Drivers fail rail crossing test in Arlington Hts.
Written by Marni Pyke
You'd think after years of watching pedestrians and drivers ignore warning gates and bells at railroad crossings, Michael Meyer would be a little jaded.
Yet the Union Pacific Railroad public safety officer remains optimistic that one bright, shining day he'll encounter a scofflaw-free zone.
"Our goal is to find no one," said Meyer, who recently spent the day at the Arlington Heights Metra station looking for gate crushers. Forty-two police officers joined the enforcement effort at train stations along the UP line from Park Ridge to Woodstock.
How law-abiding were we?
Not so great, it turns out. Police handed out 82 citations and 27 warnings for a smorgasbord of violations.
"It's a challenging number, and that's why we're out there," Meyer said.

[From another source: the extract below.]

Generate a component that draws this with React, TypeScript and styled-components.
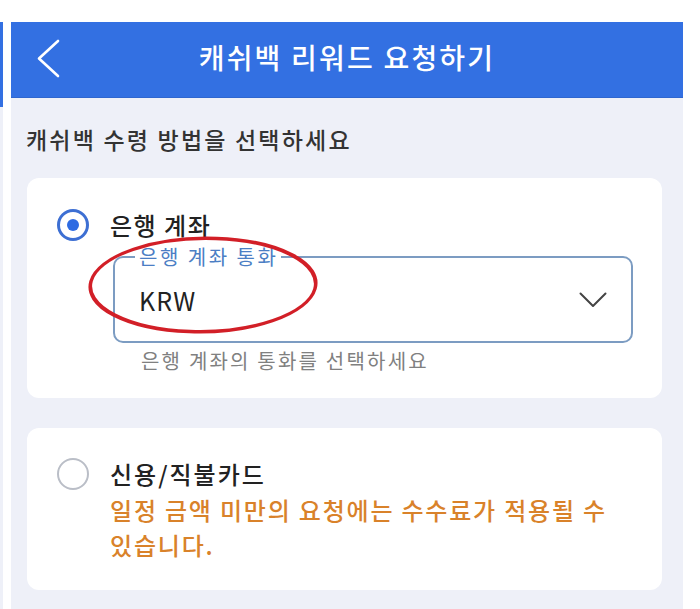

Violations ranged from cars parking on the tracks, people driving around the lowered gates, and pedestrians blithely ignoring all warning devices.

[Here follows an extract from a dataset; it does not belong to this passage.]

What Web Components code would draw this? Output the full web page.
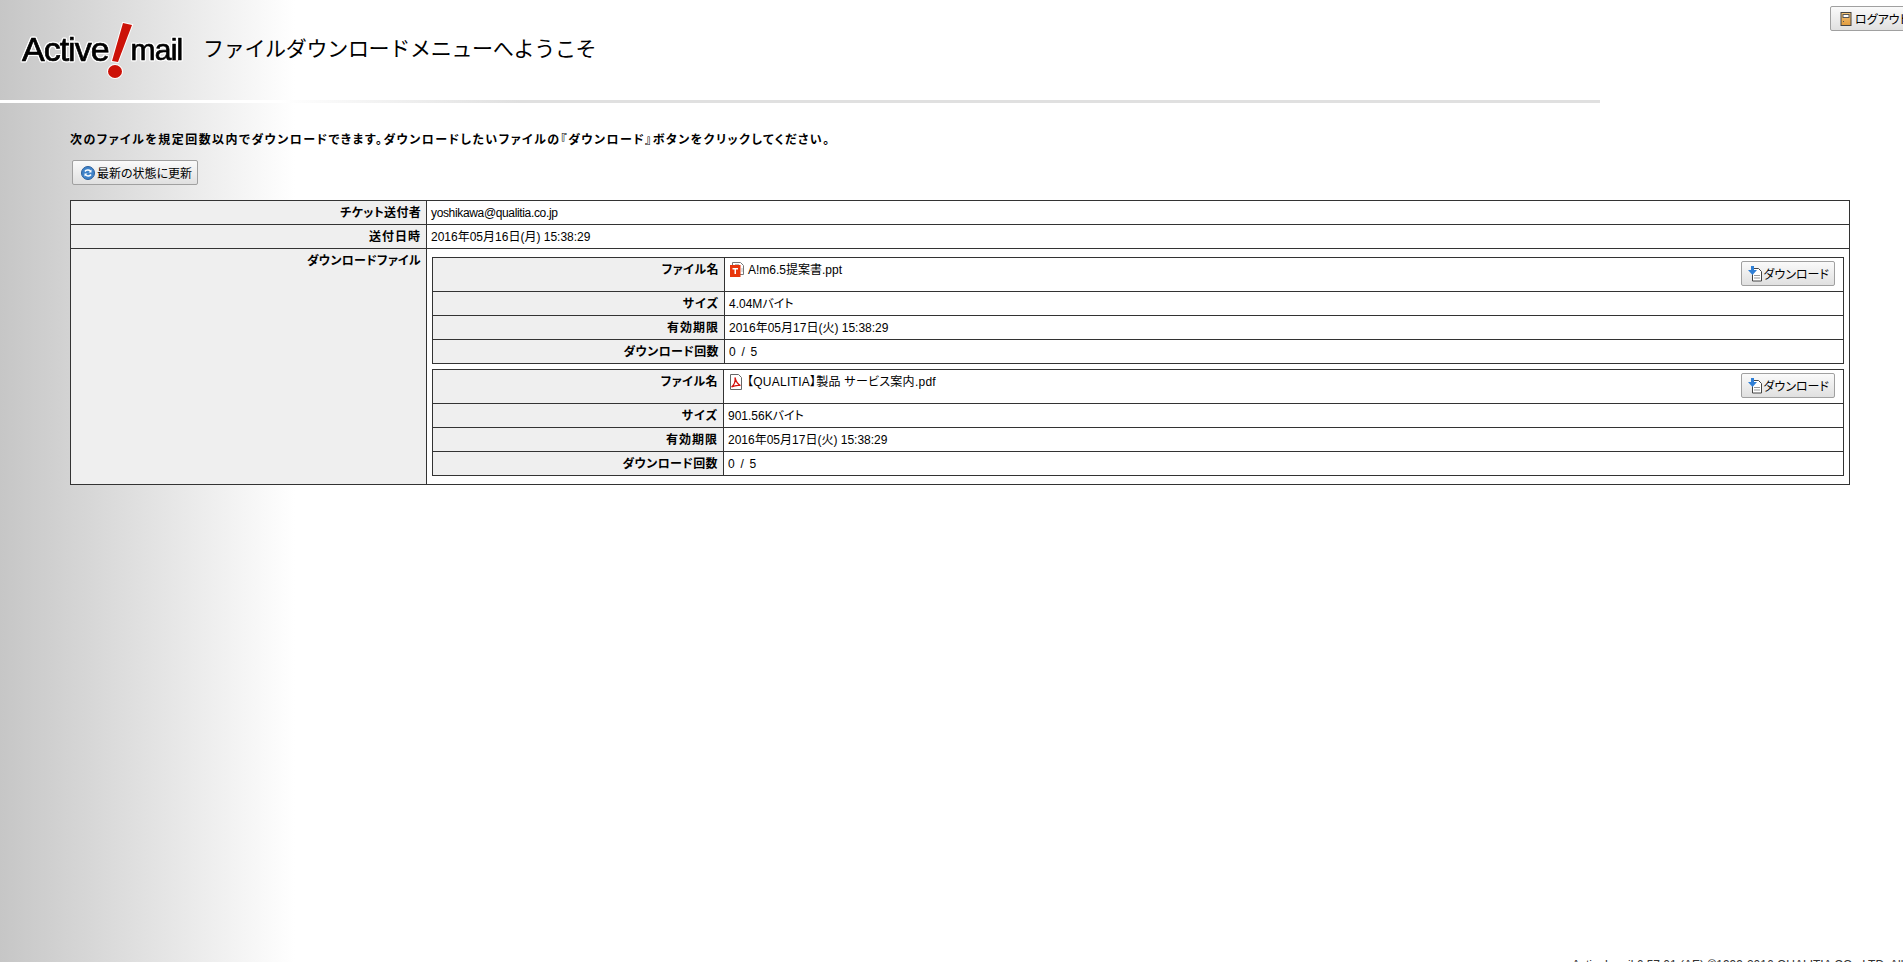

"There's numerous excuses," Meyer said.
What the public doesn't realize is that on the UP lines, there are about 70 to 80 trains a day, some traveling at speeds of up to 70 mph.

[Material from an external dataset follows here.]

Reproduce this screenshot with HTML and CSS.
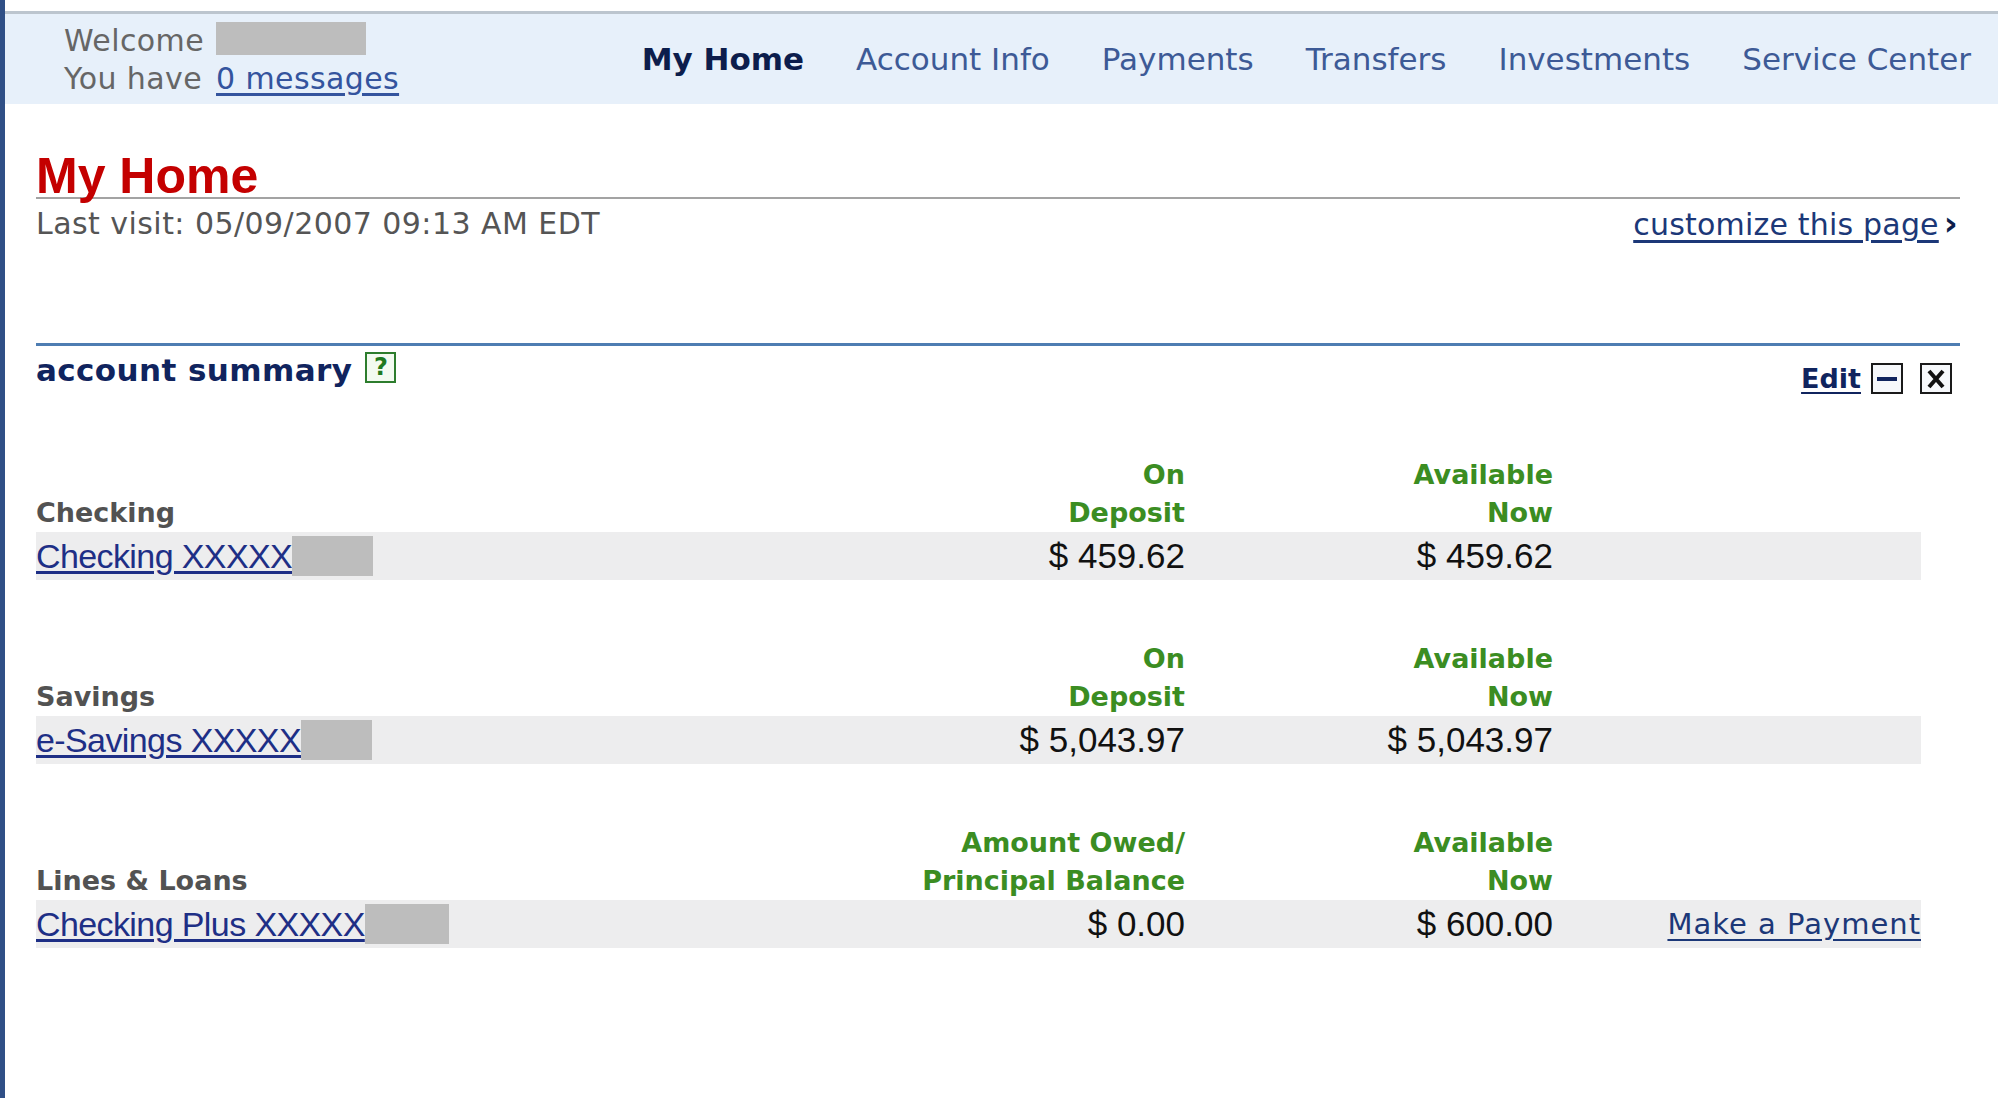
FILE: index.html
```html
<!DOCTYPE html>
<html lang="en">
<head>
<meta charset="utf-8">
<title>My Home</title>
<link rel="stylesheet" href="styles.css">
</head>
<body>
<div class="frame">
  <header class="topbar">
    <div class="welcome">
      <div class="welcome-line">Welcome <span class="redact redact-name"></span></div>
      <div class="welcome-line">You have <a href="#" class="msg-link">0 messages</a></div>
    </div>
    <nav class="nav">
      <a href="#" class="nav-item active">My Home</a>
      <a href="#" class="nav-item">Account Info</a>
      <a href="#" class="nav-item">Payments</a>
      <a href="#" class="nav-item">Transfers</a>
      <a href="#" class="nav-item">Investments</a>
      <a href="#" class="nav-item">Service Center</a>
    </nav>
  </header>

  <main class="content">
    <h1 class="page-title">My Home</h1>
    <div class="visit-row">
      <span class="last-visit">Last visit: 05/09/2007 09:13 AM EDT</span>
      <a href="#" class="customize"><span class="customize-text">customize this page</span><span class="chev">›</span></a>
    </div>

    <section class="summary">
      <div class="summary-head">
        <h2 class="summary-title">account summary <span class="help">?</span></h2>
        <div class="summary-tools">
          <a href="#" class="edit">Edit</a>
          <span class="tool-btn tool-min"><span class="min-bar"></span></span>
          <span class="tool-btn tool-close">
            <svg viewBox="0 0 22 22" width="22" height="22"><path d="M4 3 L18 19 M18 3 L4 19" stroke="#111" stroke-width="4" fill="none"/></svg>
          </span>
        </div>
      </div>

      <div class="group">
        <div class="acct-grid acct-head">
          <div class="cat">Checking</div>
          <div class="colh">On<br>Deposit</div>
          <div class="colh">Available<br>Now</div>
          <div></div>
        </div>
        <div class="acct-grid acct-row">
          <div class="acct-name"><a href="#" class="acct-link">Checking XXXXX</a><span class="redact redact-acct r1"></span></div>
          <div class="amt">$ 459.62</div>
          <div class="amt">$ 459.62</div>
          <div></div>
        </div>
      </div>

      <div class="group">
        <div class="acct-grid acct-head">
          <div class="cat">Savings</div>
          <div class="colh">On<br>Deposit</div>
          <div class="colh">Available<br>Now</div>
          <div></div>
        </div>
        <div class="acct-grid acct-row">
          <div class="acct-name"><a href="#" class="acct-link">e-Savings XXXXX</a><span class="redact redact-acct r2"></span></div>
          <div class="amt">$ 5,043.97</div>
          <div class="amt">$ 5,043.97</div>
          <div></div>
        </div>
      </div>

      <div class="group">
        <div class="acct-grid acct-head">
          <div class="cat">Lines &amp; Loans</div>
          <div class="colh">Amount Owed/<br>Principal Balance</div>
          <div class="colh">Available<br>Now</div>
          <div></div>
        </div>
        <div class="acct-grid acct-row">
          <div class="acct-name"><a href="#" class="acct-link">Checking Plus XXXXX</a><span class="redact redact-acct r3"></span></div>
          <div class="amt">$ 0.00</div>
          <div class="amt">$ 600.00</div>
          <div class="action"><a href="#" class="pay-link">Make a Payment</a></div>
        </div>
      </div>
    </section>
  </main>
</div>
</body>
</html>
```

FILE: styles.css
```css
* { box-sizing: border-box; }

html, body {
  margin: 0;
  padding: 0;
  background: #ffffff;
}

body {
  font-family: "DejaVu Sans", Verdana, sans-serif;
  color: #555;
}

a { text-decoration: none; }

.frame {
  min-height: 1098px;
  border-left: 5px solid #2f4f86;
  padding-top: 11px;
}

/* ---------- top bar ---------- */
.topbar {
  display: flex;
  align-items: center;
  height: 93px;
  border-top: 3px solid #bcc5ce;
  background: #e7f0fa;
  padding-left: 59px;
  padding-right: 27px;
}

.welcome {
  font-size: 30px;
  line-height: 38.5px;
  color: #666;
  margin-top: 2px;
  letter-spacing: 0.4px;
}

.welcome-line { white-space: nowrap; }

.redact {
  display: inline-block;
  background: #bdbdbd;
}

.redact-name {
  width: 150px;
  height: 33px;
  vertical-align: -4px;
  margin-left: 2px;
}

.msg-link {
  color: #34549e;
  text-decoration: underline;
  text-underline-offset: 4px;
  margin-left: 4px;
}

.nav {
  margin-left: auto;
  display: flex;
  gap: 52px;
  font-size: 31px;
}

.nav-item {
  color: #3d5a96;
  white-space: nowrap;
}

.nav-item.active {
  color: #0c1d4c;
  font-weight: bold;
}

/* ---------- content ---------- */
.content {
  padding: 0 38px 0 31px;
}

.page-title {
  margin: 52px 0 0;
  font-family: "Liberation Sans", Arial, sans-serif;
  font-size: 50px;
  line-height: 41px;
  font-weight: bold;
  color: #c40000;
  border-bottom: 2px solid #a3a3a3;
}

.visit-row {
  display: flex;
  justify-content: space-between;
  align-items: center;
  height: 48px;
  font-size: 30px;
}

.last-visit {
  color: #555;
  letter-spacing: 0.45px;
}

.customize {
  color: #1c3878;
  margin-right: 2px;
  letter-spacing: 0.2px;
}

.customize-text {
  text-decoration: underline;
  text-underline-offset: 5px;
}

.chev {
  font-weight: bold;
  font-size: 34px;
  margin-left: 5px;
  color: #0c1d4c;
}

/* ---------- summary ---------- */
.summary {
  margin-top: 96px;
  border-top: 3px solid #4e7db2;
}

.summary-head {
  display: flex;
  justify-content: space-between;
  align-items: flex-start;
  height: 50px;
}

.summary-title {
  margin: 0;
  font-size: 31px;
  line-height: 48px;
  font-weight: bold;
  color: #10245e;
  letter-spacing: 0.4px;
}

.help {
  display: inline-block;
  vertical-align: top;
  margin-top: 6px;
  margin-left: 2px;
  width: 31px;
  height: 31px;
  border: 2px solid #2d7d2d;
  background: #f3fbf1;
  color: #1f7a1f;
  font-size: 24px;
  line-height: 27px;
  font-weight: bold;
  text-align: center;
  letter-spacing: 0;
}

.summary-tools {
  display: flex;
  align-items: center;
  margin-top: 17px;
  margin-right: 8px;
}

.edit {
  font-size: 27px;
  font-weight: bold;
  color: #10245e;
  text-decoration: underline;
  text-underline-offset: 4px;
  margin-right: 10px;
}

.tool-btn {
  display: flex;
  align-items: center;
  justify-content: center;
  width: 32px;
  height: 31px;
  border: 2px solid #1a1a1a;
  background: #f6f8fb;
}

.tool-min { margin-right: 17px; }

.min-bar {
  display: block;
  width: 20px;
  height: 4px;
  background: #10245e;
}

/* ---------- account groups ---------- */
.group { margin-top: 60px; }

.acct-grid {
  display: grid;
  grid-template-columns: 1fr 290px 368px 368px;
  width: 1885px;
}

.acct-head {
  font-size: 27px;
  line-height: 38px;
  font-weight: bold;
}

.cat {
  align-self: end;
  color: #525252;
}

.colh {
  text-align: right;
  color: #3b8d22;
}

.acct-row {
  height: 48px;
  align-items: center;
  background: #ededee;
}

.acct-name {
  display: flex;
  align-items: center;
}

.acct-link {
  font-family: "Liberation Sans", Arial, sans-serif;
  font-size: 34px;
  letter-spacing: -0.6px;
  color: #1e2f86;
  text-decoration: underline;
  text-underline-offset: 3px;
  line-height: 44px;
}

.redact-acct { height: 40px; }
.r1 { width: 81px; }
.r2 { width: 71px; }
.r3 { width: 84px; }

.amt {
  text-align: right;
  font-family: "Liberation Sans", Arial, sans-serif;
  font-size: 35px;
  color: #111;
}

.action { text-align: right; }

.pay-link {
  font-size: 29px;
  letter-spacing: 1px;
  color: #1c3878;
  text-decoration: underline;
  text-underline-offset: 5px;
}
```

"People don't understand that trains can go both ways and one train can hide a second train," Meyer emphasized.
If that doesn't convince rail-crossing mavericks out there, how about a few statistics?
According to the Federal Railroad Administration, 65 percent of all crashes in Illinois occur when flashing lights or gates have been activated. The state had 28 fatalities at grade crossings in 2007.
the UP conducts its surveillance exercise twice a year and officials like to combine a carrot with the stick.
"We'll reward people for doing things properly," Meyer said.